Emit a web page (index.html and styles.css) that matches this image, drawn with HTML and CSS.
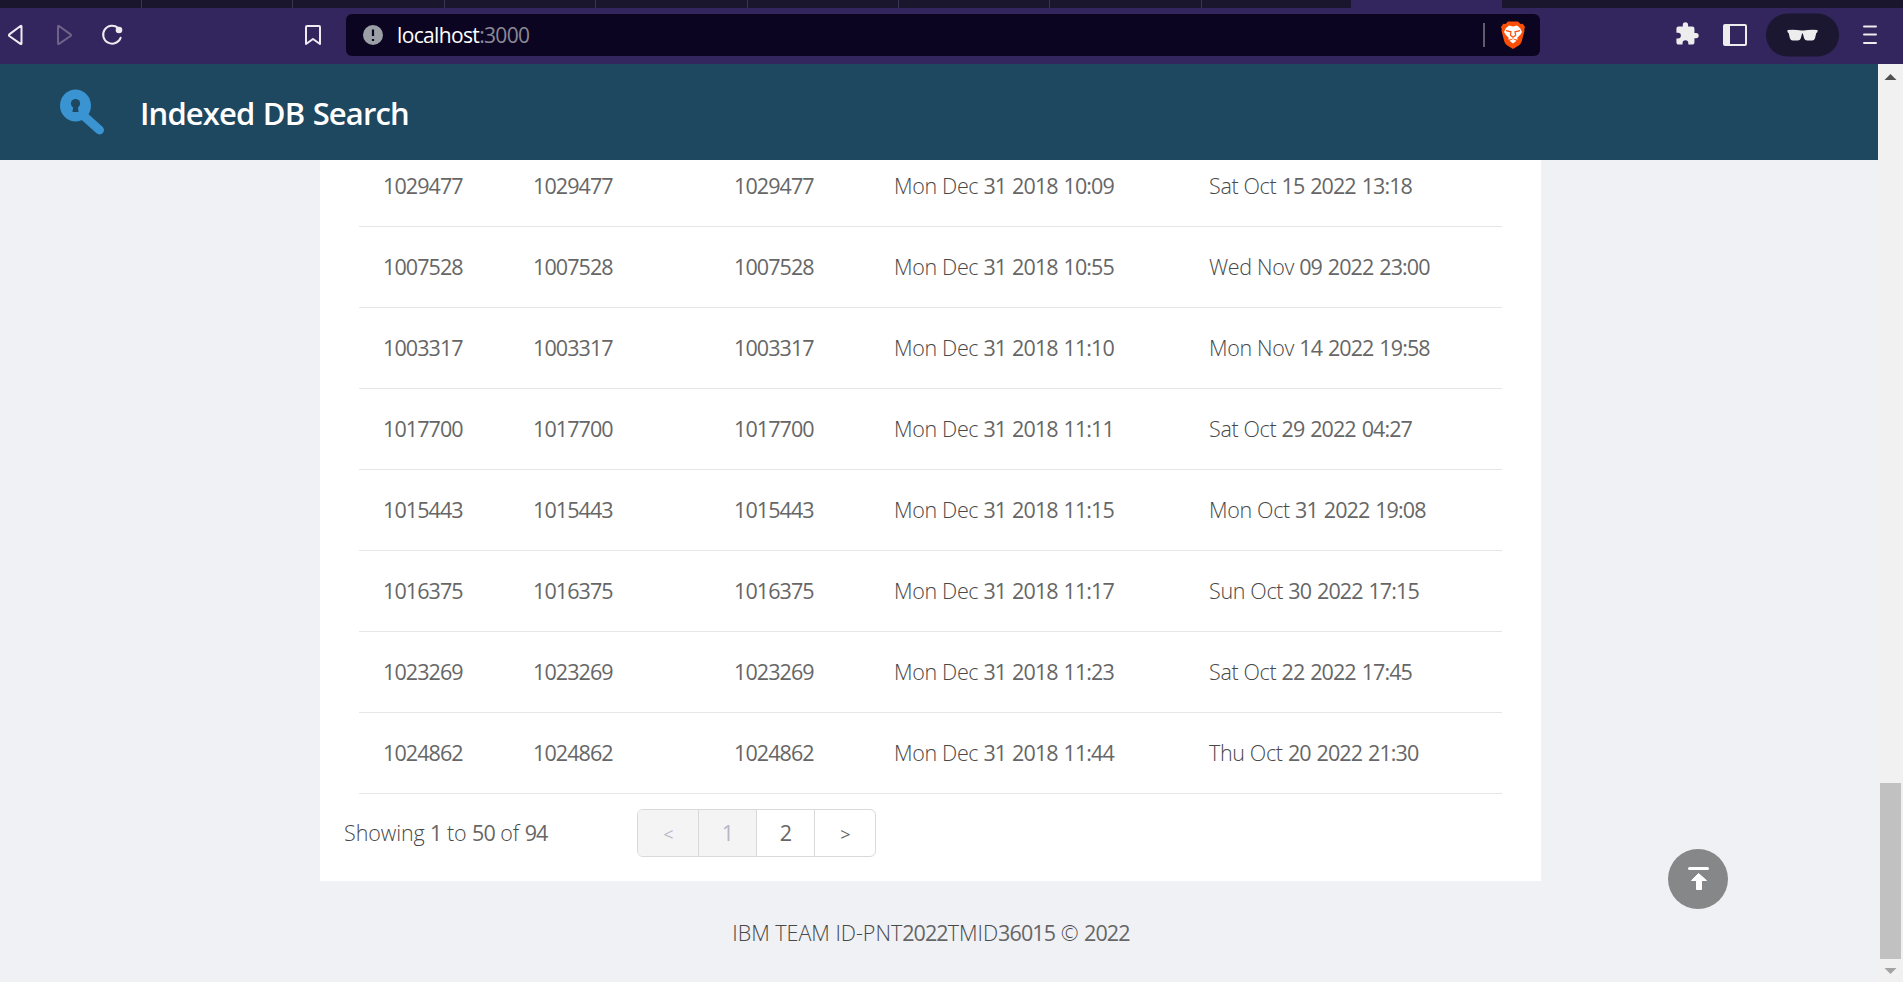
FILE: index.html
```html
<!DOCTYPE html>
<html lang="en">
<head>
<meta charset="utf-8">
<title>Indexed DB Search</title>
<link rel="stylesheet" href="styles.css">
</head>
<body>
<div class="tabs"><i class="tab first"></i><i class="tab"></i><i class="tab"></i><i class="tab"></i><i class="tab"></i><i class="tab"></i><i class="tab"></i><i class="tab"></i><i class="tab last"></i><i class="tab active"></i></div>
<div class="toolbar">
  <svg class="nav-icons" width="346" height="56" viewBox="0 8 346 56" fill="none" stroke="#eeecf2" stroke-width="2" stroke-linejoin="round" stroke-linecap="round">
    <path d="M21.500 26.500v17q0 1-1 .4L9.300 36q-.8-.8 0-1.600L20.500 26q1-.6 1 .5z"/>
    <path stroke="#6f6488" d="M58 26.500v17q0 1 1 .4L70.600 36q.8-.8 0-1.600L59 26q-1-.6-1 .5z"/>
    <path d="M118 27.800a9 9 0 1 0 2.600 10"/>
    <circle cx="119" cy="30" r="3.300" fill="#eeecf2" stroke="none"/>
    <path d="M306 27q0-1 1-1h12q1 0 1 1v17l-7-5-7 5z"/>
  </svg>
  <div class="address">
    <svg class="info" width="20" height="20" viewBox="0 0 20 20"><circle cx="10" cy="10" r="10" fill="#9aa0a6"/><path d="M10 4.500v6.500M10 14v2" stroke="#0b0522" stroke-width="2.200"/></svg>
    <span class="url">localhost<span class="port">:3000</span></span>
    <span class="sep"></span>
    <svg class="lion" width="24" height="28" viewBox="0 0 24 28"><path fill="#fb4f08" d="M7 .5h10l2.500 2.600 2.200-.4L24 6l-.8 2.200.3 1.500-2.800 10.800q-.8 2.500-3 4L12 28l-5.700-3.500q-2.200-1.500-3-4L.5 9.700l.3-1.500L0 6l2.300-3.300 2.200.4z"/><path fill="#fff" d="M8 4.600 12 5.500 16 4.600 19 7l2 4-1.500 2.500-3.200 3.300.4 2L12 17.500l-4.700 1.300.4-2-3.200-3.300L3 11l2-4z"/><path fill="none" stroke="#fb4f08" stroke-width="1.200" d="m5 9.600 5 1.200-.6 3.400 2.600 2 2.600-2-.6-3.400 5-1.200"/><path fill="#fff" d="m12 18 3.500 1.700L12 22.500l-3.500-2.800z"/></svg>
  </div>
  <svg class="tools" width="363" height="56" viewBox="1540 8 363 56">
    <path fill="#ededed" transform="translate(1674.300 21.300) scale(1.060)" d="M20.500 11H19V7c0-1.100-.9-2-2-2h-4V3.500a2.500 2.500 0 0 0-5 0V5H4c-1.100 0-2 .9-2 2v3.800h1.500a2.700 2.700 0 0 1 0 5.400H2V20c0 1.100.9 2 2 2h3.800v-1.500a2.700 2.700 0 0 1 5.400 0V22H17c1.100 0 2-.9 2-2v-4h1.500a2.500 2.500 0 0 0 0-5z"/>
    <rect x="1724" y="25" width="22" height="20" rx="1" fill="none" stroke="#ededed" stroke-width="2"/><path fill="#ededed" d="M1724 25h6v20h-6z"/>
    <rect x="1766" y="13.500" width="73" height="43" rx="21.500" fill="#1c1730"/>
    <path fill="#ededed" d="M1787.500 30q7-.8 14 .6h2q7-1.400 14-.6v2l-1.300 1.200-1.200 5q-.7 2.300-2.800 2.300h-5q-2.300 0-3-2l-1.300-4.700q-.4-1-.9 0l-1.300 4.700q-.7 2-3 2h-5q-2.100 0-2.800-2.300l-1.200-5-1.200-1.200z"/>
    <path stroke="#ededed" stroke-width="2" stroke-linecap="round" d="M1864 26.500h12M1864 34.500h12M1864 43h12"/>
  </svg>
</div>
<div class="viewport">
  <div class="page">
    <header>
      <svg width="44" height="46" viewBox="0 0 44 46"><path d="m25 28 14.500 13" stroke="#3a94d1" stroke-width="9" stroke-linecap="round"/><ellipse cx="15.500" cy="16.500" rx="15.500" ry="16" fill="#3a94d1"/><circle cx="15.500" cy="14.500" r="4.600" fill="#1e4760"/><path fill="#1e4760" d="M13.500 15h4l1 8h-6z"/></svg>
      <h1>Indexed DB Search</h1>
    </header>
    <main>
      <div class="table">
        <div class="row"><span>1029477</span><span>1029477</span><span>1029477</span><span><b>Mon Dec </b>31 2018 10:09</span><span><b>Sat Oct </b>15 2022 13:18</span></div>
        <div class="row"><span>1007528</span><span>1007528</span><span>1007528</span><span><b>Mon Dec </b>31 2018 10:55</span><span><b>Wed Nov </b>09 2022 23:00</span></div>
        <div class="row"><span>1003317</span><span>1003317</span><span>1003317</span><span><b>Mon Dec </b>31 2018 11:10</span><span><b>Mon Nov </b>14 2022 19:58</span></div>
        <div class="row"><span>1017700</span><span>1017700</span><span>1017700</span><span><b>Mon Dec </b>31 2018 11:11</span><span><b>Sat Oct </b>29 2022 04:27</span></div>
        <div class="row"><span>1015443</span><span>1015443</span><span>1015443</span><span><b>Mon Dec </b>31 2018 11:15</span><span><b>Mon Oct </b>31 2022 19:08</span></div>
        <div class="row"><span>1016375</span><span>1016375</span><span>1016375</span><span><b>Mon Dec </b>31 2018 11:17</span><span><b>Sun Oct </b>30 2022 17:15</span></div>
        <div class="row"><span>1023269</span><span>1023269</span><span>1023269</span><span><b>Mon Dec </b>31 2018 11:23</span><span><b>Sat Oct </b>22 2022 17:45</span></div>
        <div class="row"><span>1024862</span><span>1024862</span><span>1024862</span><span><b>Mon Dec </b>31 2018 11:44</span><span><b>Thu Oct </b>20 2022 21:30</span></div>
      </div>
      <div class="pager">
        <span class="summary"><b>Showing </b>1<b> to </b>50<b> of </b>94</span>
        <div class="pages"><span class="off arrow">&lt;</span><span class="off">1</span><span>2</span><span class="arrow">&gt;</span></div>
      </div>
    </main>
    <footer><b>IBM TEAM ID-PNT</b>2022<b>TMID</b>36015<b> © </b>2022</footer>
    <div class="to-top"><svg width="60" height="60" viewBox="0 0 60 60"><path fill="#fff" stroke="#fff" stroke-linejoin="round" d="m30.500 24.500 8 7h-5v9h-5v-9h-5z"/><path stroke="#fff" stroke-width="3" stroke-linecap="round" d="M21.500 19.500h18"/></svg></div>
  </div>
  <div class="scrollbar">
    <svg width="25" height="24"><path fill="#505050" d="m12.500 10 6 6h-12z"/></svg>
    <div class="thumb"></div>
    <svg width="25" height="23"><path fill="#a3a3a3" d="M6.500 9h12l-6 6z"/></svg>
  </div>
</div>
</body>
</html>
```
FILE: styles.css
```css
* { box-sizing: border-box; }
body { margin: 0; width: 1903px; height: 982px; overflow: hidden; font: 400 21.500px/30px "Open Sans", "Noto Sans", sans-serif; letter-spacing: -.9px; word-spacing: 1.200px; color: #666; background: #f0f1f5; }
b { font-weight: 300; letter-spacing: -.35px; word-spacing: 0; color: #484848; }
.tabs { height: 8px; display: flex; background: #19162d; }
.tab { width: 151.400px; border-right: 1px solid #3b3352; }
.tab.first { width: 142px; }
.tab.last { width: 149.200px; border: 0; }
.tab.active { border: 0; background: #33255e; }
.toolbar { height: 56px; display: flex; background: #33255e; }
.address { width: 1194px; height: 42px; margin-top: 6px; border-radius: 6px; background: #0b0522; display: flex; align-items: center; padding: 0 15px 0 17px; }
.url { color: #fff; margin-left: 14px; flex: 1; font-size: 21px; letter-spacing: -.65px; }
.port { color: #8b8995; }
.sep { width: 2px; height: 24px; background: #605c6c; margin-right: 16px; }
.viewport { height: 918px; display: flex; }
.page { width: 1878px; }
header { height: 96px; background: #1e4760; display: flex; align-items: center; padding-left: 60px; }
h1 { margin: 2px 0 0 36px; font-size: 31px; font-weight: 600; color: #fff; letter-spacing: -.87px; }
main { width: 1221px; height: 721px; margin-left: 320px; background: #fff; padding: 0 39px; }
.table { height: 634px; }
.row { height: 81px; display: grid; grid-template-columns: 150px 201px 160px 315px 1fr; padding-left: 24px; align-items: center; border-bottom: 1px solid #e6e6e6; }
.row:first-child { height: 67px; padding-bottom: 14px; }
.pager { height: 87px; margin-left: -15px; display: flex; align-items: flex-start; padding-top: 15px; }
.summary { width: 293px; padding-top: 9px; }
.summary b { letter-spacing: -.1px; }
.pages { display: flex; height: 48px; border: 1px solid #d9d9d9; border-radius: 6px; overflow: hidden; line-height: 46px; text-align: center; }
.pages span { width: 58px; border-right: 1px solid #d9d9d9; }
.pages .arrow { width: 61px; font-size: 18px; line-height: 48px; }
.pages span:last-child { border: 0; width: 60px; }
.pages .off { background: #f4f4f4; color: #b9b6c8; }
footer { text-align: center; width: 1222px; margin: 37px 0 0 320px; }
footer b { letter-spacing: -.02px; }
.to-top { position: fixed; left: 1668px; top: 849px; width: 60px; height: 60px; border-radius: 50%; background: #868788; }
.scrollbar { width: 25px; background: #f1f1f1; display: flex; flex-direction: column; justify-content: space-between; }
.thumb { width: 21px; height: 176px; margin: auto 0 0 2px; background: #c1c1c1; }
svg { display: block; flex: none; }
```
━━━━
Read the lines above. Gather those in which the string "styles" is found.

== Written reply ==
Emit a web page (index.html and styles.css) that matches this image, drawn with HTML and CSS.
<link rel="stylesheet" href="styles.css">
FILE: styles.css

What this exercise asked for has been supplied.